Rub a small amount of cornstarch to the irritated area, such as between your thighs, before you get dressed.

If you have a large knot in your hair, try applying cornstarch to the area.

Cornstarch may reduce friction and lubricate hair fibers, which may make detangling knots easier.

Bug bites, which are itchy and irritating, become even worse when your skin is damp. Cornstarch may help dry the skin around a bug bite to keep it from itching.

Mix 2 tablespoons (16 grams) of cornstarch with a few drops of cold water until it creates a paste the thickness of peanut butter. Apply it to the bite and let it sit until dry.

Blisters worsen in moist environments or when rubbing against another surface, such as shoes or clothing.

Add a small amount of cornstarch to the blister to reduce friction and keep the area dry. However, don’t apply cornstarch to an open blister or wound, as this can lead to infection (2).

  1. Untie knots. Cornstarch may reduce friction between fibers, shoelaces, and ropes to help you untie knots.
  2. Polish silverware. Mix cornstarch and water in a small bowl. Using a damp cloth, rub the mixture onto silverware to reveal its natural shine. Be sure to rinse the silverware afterward.
  3. Starch for ironing. If you’re looking for a natural starch to iron your clothes, add 2 cups (475 mL) of warm water and 1–2 tablespoons (8–16 grams) of cornstarch to a spray bottle. Spray it on and let it sit for 1 minute before ironing.
  4. Increase grip. If you need extra grip for holding a tennis racquet or other sports equipment, add a bit of cornstarch to your hands to counter sweaty palms and improve your grip.
  5. Stain remover. To remove an oily stain, sprinkle cornstarch over the stain and leave it for 10–15 minutes. Wipe it away, then treat the stain with a stain remover.
  6. Freshen carpet. Sprinkle cornstarch on your carpet and allow it to sit for 30 minutes. Then, vacuum as normal.
  7. Clean stuffed animals and fabrics. Rub a small amount of cornstarch onto the stuffed animal or fabric and let it sit for 5 minutes. Gently remove it with a damp cloth.
  8. Remove grease spatter from walls. Add cornstarch to a small cloth and rub the grease gently until it comes off.
  9. Give your pet a dry bath. If your pet is a few days from bath time, brush a small amount of cornstarch into its fur. It can act as a dry shampoo and soak up smelly oils.

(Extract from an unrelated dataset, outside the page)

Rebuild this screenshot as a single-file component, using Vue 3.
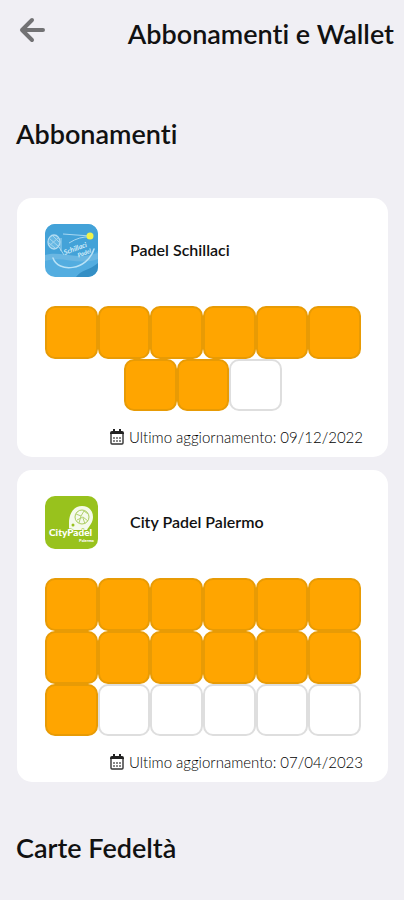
<script setup>
const passes = [
  { id: 'schillaci', name: 'Padel Schillaci', total: 9, used: 8, updated: '09/12/2022', iso: '2022-12-09' },
  { id: 'city', name: 'City Padel Palermo', total: 18, used: 13, updated: '07/04/2023', iso: '2023-04-07' },
]
</script>

<template>
  <div class="page">
    <header class="topbar">
      <button class="back" type="button" aria-label="Indietro">
        <svg viewBox="0 0 28 28" aria-hidden="true">
          <path d="M25 14H4M14 4L4 14L14 24" />
        </svg>
      </button>
      <h1 class="title">Abbonamenti e Wallet</h1>
    </header>

    <main>
      <section>
        <h2 class="heading">Abbonamenti</h2>
        <div class="cards">
          <article v-for="pass in passes" :key="pass.id" class="card">
            <div class="club">
              <svg v-if="pass.id === 'schillaci'" class="logo" viewBox="0 0 53 53" aria-hidden="true">
                <defs>
                  <clipPath id="blue-tile"><rect width="53" height="53" rx="10" /></clipPath>
                </defs>
                <g clip-path="url(#blue-tile)">
                  <rect width="53" height="53" fill="#53ade0" />
                  <path d="M0 0H53V27C38 37 21 28 0 34Z" fill="#43a2d8" />
                  <path d="M0 31C16 26 31 37 53 29V35C33 42 17 31 0 37Z" fill="#6bb7e2" />
                  <path d="M31 53C36 46 45 46 53 39V53Z" fill="#348fc5" />
                  <path d="M18 10L45 12M24 19Q35 12 45 13" fill="none" stroke="#a7d7f1" stroke-width="1" />
                  <path d="M8 34C13 49 42 47 49 25" fill="none" stroke="#b9e2f6" stroke-width="1.5" stroke-linecap="round" />
                  <ellipse cx="9" cy="18" rx="6" ry="7" fill="#65b7e3" stroke="#b3dcf2" stroke-width="1.3" />
                  <path d="M5 15L13 22M4 19L10 24M8 12L14 18M4 22L13 14M14 23L19 31M16 14V27" fill="none" stroke="#a5d5ee" stroke-width="1" />
                  <g transform="rotate(-20 30 24)" fill="#d4edfa" font-family="Lato, sans-serif" font-style="italic" font-weight="700">
                    <text x="18" y="27" font-size="7">Schillaci</text>
                    <text x="30" y="34" font-size="6">Padel</text>
                  </g>
                  <circle cx="45" cy="12" r="3.5" fill="#f0f34a" />
                </g>
              </svg>
              <svg v-else class="logo" viewBox="0 0 53 53" aria-hidden="true">
                <rect width="53" height="53" rx="10" fill="#98c21d" />
                <path d="M24 34V27C24 17 29 10 37 10C44 10 48 15 48 21C48 27 44 30 42 34Z" fill="#f5faeb" />
                <circle cx="37" cy="21" r="7" fill="none" stroke="#a8cb58" stroke-width="1" />
                <path d="M31 18L36 20L39 15L43 18M32 24L38 21L43 25M36 20L34 27M38 22L40 28" fill="none" stroke="#b2d070" stroke-width="1" />
                <circle cx="28" cy="29" r="1.5" fill="#98c21d" />
                <g fill="#fff" font-family="Lato, sans-serif" font-weight="900">
                  <text x="4" y="40" font-size="10" stroke="#98c21d" stroke-width="1" paint-order="stroke">CityPadel</text>
                  <text x="34" y="46" font-size="4">Palermo</text>
                </g>
              </svg>
              <h3 class="name">{{ pass.name }}</h3>
            </div>

            <ul class="stamps" :aria-label="`${pass.used} / ${pass.total}`">
              <li v-for="n in pass.total" :key="n" class="stamp" :class="{ filled: n <= pass.used }"></li>
            </ul>

            <p class="updated">
              <svg class="calendar" viewBox="0 0 14 16" aria-hidden="true">
                <path d="M1 4V14Q1 15 2 15H12Q13 15 13 14V4" fill="none" stroke="#333" stroke-width="1.4" />
                <path d="M0 5V4Q0 2 2 2H3V0H5V2H9V0H11V2H12Q14 2 14 4V5Z" fill="#222" />
                <path d="M3 8H5V10H3ZM6 8H8V10H6ZM9 8H11V10H9ZM3 11H5V13H3ZM6 11H8V13H6ZM9 11H11V13H9Z" fill="#888" />
              </svg>
              <span>Ultimo aggiornamento: <time :datetime="pass.iso">{{ pass.updated }}</time></span>
            </p>
          </article>
        </div>
      </section>

      <section>
        <h2 class="heading">Carte Fedeltà</h2>
      </section>
    </main>
  </div>
</template>

<style>
body {
  margin: 0;
  background: #f0eff4;
}
</style>

<style scoped>
.page {
  box-sizing: border-box;
  min-height: 100vh;
  padding: 0 16px;
  background: #f0eff4;
  color: #111;
  font-family: Lato, sans-serif;
  font-variant-ligatures: none;
}

h1,
h2,
h3,
p,
ul {
  margin: 0;
  padding: 0;
}

.topbar {
  display: flex;
  align-items: flex-start;
  justify-content: space-between;
  margin-right: -6px;
  padding-top: 16px;
}

.back {
  display: flex;
  margin: 0;
  padding: 0 2px;
  border: 0;
  background: none;
  cursor: pointer;
}

.back svg {
  width: 28px;
  height: 28px;
  fill: none;
  stroke: #727274;
  stroke-width: 4;
  stroke-linecap: round;
  stroke-linejoin: round;
}

.title,
.heading {
  font-size: 27px;
  font-weight: 600;
  line-height: 36px;
}

.heading {
  padding: 64px 0 46px;
}

section + section .heading {
  padding-top: 48px;
}

.cards {
  display: grid;
  gap: 13px;
}

.card {
  margin: 0 0 0 1px;
  padding: 26px 27px 10px 28px;
  border-radius: 15px;
  background: #fff;
}

.club {
  display: flex;
  align-items: center;
  gap: 32px;
}

.logo {
  flex: none;
  width: 53px;
  height: 53px;
}

.name {
  padding-bottom: 2px;
  font-size: 16px;
  font-weight: 600;
  line-height: 24px;
}

.stamps {
  display: flex;
  flex-wrap: wrap;
  justify-content: center;
  margin-top: 29px;
  list-style: none;
}

.stamp {
  box-sizing: border-box;
  width: calc(100% / 6);
  aspect-ratio: 1;
  border: 2px solid #dedede;
  border-radius: 10px;
  background: #fff;
}

.stamp.filled {
  border-color: #e89b05;
  background: #ffa500;
}

.updated {
  display: flex;
  align-items: center;
  justify-content: flex-end;
  gap: 5px;
  margin: 16px -2px 0 0;
  color: #000;
  font-size: 15px;
  font-weight: 300;
  line-height: 20px;
}

.calendar {
  width: 14px;
  height: 16px;
}
</style>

Although some natural health websites claim that you can use cornstarch to treat cuts and wounds, it’s best to avoid applying it to any open area. That’s because it may act as a feeding ground for bacteria and infect the wound (2).

Furthermore, don’t apply cornstarch to your face as a natural makeup or oil remover. Though this is likely fine for most people, it may clog pores and lead to breakouts in those with acne-prone skin (3, 4).

Cornstarch is a versatile ingredient known for its thickening and moisture-wicking properties.

It has many household uses, such as soothing irritated skin, detangling knots, acting as a natural deodorant, and treating stains. Next time you run out of that necessary household item, give cornstarch a try.

Still, you shouldn’t apply cornstarch to open wounds or use it on your face.